### PROVIDED INFORMATION:
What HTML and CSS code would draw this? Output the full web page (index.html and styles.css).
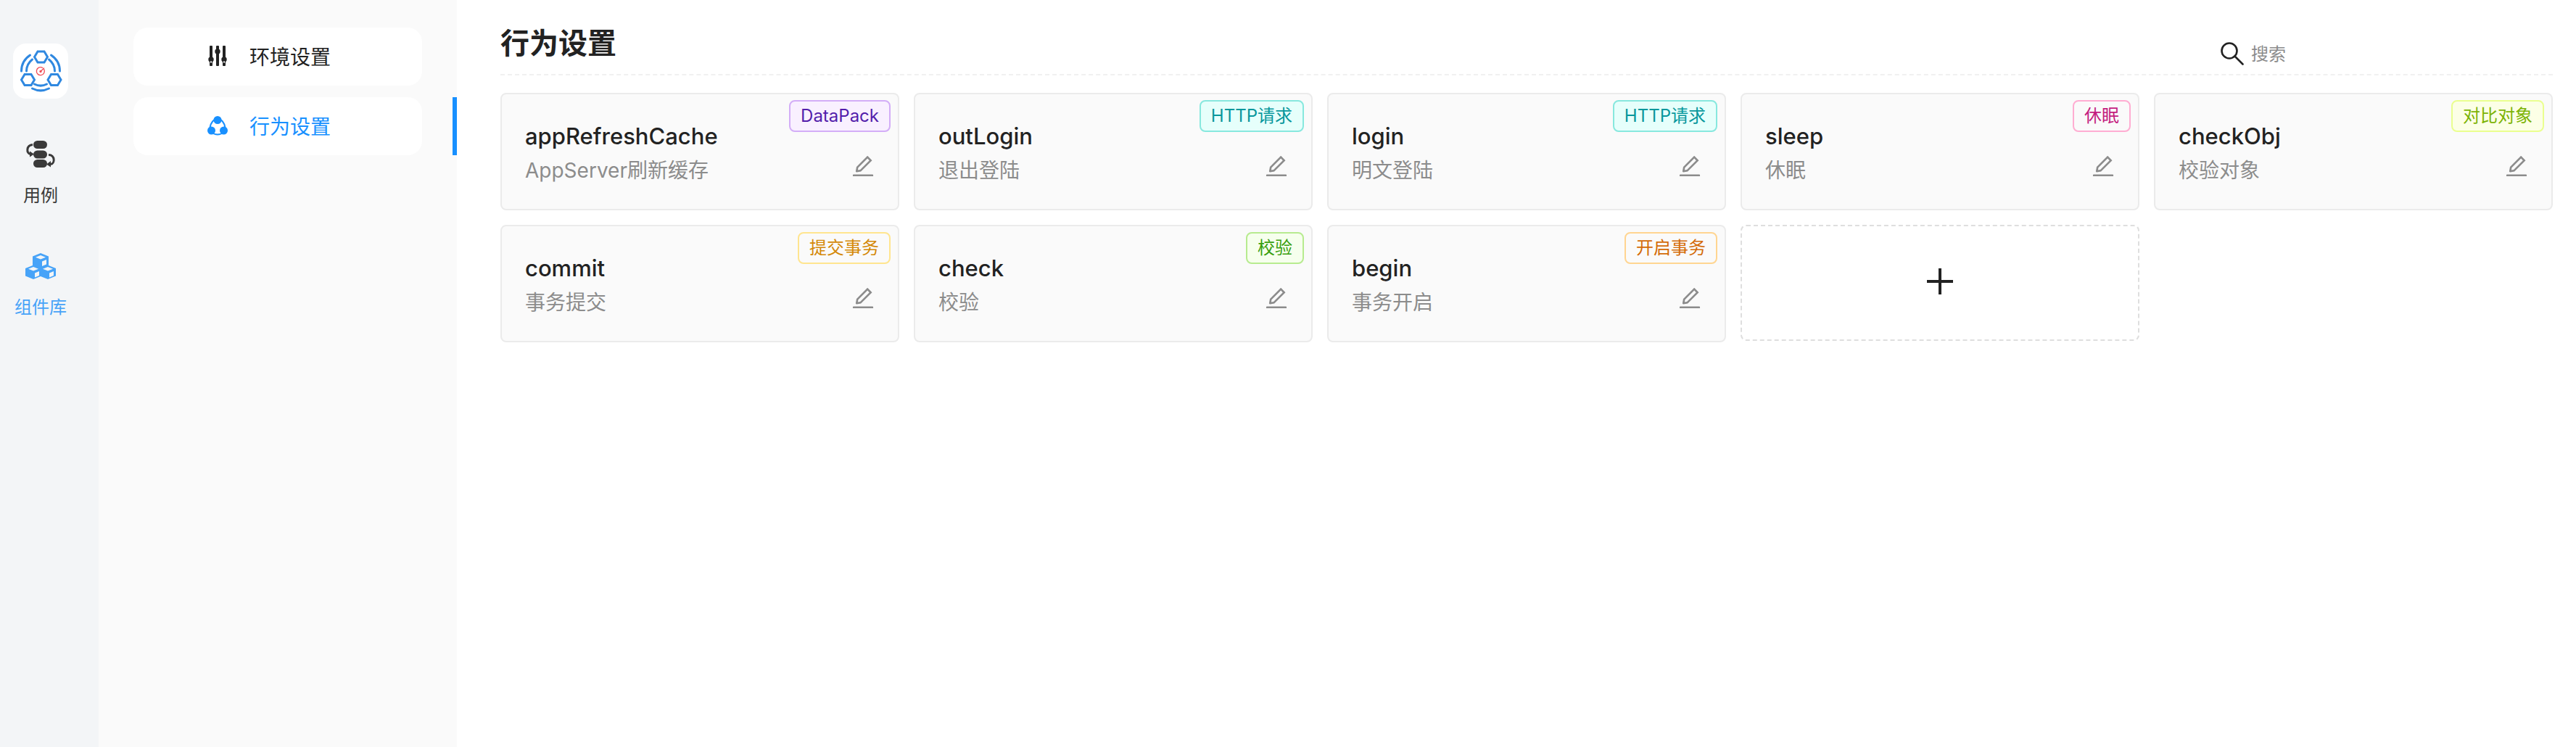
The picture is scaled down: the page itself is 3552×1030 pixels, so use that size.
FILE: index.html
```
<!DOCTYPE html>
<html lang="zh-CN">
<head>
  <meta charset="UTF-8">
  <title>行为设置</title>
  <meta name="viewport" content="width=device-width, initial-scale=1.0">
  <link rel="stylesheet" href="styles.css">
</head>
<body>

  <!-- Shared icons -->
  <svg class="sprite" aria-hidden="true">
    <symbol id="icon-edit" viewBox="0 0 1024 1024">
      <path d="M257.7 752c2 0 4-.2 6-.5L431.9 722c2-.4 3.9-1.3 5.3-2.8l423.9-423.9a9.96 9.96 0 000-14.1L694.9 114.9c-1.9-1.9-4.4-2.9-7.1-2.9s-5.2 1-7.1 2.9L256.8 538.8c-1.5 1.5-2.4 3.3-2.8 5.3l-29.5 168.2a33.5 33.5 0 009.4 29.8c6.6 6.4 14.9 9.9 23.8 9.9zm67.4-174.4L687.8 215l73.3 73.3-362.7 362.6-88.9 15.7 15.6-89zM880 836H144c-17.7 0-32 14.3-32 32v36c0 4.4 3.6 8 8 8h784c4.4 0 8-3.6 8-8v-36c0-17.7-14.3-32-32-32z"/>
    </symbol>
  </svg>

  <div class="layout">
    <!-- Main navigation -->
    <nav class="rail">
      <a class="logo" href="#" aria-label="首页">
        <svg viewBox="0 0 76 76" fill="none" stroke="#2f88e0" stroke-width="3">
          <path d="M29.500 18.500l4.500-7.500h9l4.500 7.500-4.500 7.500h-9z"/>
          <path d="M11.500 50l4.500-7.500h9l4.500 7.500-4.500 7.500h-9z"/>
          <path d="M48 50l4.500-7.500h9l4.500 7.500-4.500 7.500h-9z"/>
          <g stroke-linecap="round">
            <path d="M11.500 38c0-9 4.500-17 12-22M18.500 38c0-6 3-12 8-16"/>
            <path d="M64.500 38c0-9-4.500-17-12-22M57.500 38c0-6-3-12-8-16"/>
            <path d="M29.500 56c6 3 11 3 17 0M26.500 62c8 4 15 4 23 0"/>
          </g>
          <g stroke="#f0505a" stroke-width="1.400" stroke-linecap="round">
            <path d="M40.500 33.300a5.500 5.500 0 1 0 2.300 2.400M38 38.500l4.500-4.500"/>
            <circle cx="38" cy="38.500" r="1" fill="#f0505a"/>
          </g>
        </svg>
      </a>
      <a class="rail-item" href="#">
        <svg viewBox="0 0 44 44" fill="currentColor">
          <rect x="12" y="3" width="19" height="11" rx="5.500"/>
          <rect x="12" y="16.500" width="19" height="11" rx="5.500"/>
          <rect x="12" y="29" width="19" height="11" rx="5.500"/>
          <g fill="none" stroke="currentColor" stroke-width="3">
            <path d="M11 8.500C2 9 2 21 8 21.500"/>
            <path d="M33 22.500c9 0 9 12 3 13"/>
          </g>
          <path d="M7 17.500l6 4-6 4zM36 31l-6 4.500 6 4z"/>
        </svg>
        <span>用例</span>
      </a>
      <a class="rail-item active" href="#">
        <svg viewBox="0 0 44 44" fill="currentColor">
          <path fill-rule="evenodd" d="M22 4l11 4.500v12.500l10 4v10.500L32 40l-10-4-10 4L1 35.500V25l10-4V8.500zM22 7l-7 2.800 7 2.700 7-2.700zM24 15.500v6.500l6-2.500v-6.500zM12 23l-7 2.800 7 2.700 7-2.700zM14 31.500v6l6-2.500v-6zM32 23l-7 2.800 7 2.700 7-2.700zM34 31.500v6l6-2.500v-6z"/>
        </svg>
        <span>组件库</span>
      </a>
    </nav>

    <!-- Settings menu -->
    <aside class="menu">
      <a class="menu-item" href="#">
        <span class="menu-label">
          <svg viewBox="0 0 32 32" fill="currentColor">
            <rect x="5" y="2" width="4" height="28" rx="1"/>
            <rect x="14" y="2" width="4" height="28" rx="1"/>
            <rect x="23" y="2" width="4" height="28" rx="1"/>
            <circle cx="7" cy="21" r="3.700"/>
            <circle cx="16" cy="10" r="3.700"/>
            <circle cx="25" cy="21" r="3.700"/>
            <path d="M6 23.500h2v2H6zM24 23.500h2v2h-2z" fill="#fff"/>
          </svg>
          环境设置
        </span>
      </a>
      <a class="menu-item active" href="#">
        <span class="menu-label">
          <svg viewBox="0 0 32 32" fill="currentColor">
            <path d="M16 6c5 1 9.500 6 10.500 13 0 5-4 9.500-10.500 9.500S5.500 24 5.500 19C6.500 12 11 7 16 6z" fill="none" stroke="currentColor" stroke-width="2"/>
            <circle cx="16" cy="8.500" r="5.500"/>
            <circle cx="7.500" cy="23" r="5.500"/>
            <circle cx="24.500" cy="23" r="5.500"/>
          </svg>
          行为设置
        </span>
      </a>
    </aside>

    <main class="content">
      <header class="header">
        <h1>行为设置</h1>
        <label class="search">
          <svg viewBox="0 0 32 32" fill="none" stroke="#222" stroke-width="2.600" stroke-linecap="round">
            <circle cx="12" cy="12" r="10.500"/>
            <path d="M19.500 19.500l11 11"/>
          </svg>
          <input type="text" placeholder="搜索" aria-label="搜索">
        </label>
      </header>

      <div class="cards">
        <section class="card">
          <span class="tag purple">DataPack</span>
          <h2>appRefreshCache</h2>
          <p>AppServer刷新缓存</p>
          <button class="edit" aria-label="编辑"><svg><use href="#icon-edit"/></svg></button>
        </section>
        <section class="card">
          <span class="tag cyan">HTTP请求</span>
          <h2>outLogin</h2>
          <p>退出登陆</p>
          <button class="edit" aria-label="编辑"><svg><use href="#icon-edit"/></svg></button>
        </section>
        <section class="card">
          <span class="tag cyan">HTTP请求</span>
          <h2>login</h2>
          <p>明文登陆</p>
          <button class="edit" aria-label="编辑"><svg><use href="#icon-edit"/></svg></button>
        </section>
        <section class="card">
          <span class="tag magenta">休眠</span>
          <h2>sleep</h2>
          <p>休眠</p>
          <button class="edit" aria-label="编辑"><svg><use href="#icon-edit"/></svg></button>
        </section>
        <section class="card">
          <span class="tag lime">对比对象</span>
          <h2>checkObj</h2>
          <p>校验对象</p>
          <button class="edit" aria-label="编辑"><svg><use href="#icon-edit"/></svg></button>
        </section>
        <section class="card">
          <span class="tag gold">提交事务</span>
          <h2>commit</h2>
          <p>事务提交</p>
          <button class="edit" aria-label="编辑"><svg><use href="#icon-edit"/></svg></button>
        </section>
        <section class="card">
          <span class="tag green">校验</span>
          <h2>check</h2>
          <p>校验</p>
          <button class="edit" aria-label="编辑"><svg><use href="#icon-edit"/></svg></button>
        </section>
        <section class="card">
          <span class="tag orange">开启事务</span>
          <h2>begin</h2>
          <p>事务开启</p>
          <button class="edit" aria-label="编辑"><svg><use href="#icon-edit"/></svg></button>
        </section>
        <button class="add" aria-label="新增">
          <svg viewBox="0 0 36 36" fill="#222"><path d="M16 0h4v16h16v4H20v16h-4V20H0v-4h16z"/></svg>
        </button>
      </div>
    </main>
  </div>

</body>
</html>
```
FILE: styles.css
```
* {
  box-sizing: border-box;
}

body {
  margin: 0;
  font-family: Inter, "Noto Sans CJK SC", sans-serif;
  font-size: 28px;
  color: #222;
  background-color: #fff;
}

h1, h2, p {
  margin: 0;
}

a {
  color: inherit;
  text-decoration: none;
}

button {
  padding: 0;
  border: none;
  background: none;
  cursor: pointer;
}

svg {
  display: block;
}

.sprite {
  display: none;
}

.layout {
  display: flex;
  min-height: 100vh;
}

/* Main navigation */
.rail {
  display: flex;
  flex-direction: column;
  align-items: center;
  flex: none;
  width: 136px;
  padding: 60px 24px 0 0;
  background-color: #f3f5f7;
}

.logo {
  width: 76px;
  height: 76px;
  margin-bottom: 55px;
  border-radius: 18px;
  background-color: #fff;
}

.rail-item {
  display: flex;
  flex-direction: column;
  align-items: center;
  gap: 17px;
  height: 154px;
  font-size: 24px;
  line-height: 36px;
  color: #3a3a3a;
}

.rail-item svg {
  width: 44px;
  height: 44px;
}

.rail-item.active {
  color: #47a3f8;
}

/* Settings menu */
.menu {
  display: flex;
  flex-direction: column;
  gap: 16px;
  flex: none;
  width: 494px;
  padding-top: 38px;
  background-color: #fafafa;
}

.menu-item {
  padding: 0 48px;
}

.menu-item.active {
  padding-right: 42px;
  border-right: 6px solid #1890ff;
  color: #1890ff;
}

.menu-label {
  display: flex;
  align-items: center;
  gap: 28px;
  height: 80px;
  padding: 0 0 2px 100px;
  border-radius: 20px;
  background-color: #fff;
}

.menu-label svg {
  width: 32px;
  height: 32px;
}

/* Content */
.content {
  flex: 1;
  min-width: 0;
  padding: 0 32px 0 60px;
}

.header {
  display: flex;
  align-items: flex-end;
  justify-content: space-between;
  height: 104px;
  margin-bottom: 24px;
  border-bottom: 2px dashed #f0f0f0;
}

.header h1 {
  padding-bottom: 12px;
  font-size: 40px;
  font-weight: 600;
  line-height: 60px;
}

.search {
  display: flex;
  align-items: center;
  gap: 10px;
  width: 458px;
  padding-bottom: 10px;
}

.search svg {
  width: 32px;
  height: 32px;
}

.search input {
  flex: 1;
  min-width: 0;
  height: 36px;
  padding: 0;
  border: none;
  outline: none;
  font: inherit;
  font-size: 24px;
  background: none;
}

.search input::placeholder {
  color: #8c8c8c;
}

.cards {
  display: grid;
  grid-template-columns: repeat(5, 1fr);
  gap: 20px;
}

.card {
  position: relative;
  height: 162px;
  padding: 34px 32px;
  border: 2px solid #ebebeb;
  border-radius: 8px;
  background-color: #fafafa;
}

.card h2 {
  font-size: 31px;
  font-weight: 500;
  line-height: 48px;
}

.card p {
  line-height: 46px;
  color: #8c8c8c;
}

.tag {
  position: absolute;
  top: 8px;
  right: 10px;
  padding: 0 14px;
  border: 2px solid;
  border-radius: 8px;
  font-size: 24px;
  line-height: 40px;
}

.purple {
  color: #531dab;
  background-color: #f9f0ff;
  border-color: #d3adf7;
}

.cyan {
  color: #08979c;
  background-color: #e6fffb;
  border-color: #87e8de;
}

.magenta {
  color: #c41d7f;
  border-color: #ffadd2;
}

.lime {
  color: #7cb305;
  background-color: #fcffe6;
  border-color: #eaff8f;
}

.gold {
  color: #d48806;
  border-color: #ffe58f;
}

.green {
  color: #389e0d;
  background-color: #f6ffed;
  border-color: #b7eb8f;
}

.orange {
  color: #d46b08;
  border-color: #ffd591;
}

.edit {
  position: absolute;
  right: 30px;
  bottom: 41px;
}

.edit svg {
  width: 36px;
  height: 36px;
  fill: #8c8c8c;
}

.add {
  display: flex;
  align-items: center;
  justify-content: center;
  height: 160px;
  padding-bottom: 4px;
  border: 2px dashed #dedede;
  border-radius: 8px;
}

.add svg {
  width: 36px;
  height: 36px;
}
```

--

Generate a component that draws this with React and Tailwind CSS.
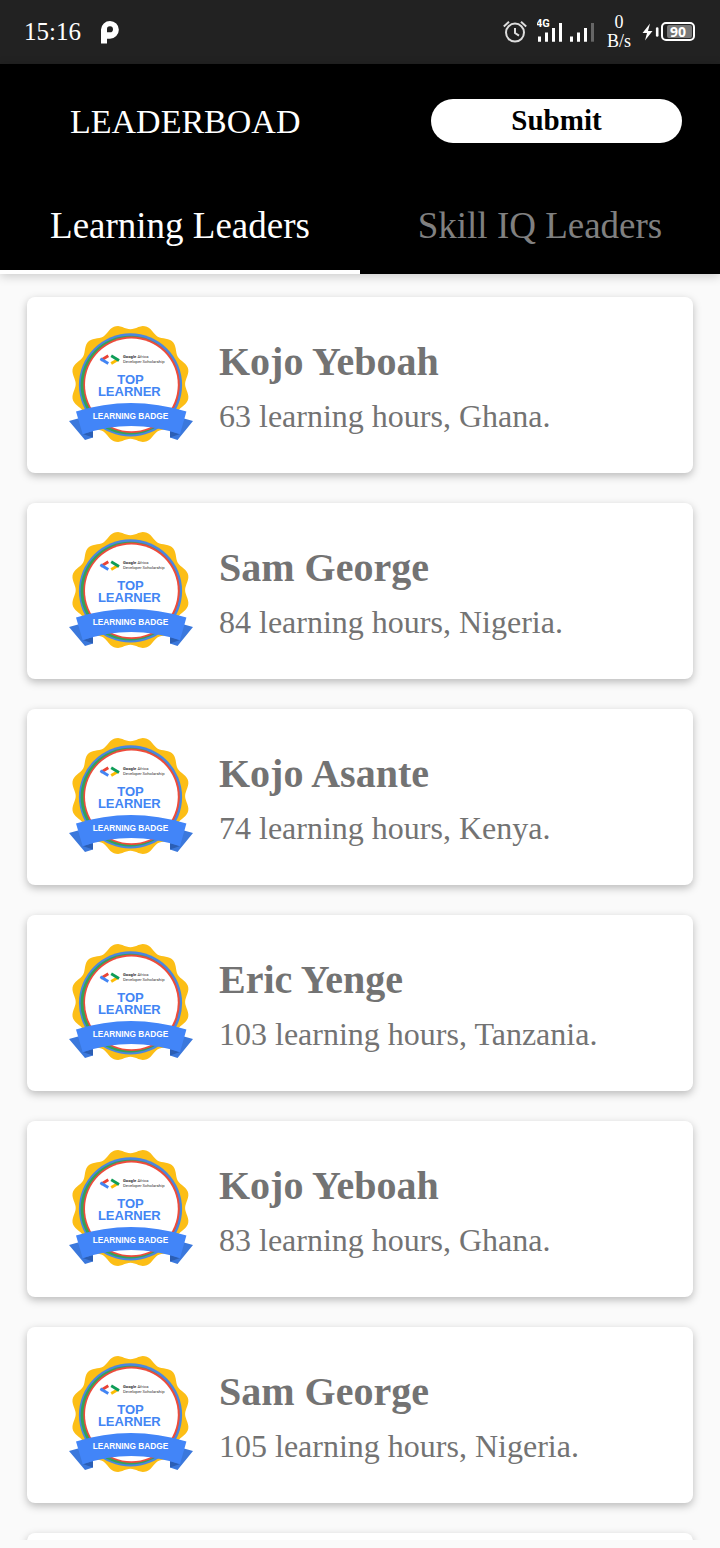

### TASK INSTRUCTIONS:
Copy each line of the data above that holds "html".

### SOLUTION FOR THIS EXERCISE:
What HTML and CSS code would draw this? Output the full web page (index.html and styles.css).
FILE: index.html
<!DOCTYPE html>
<html lang="zh-CN">
</html>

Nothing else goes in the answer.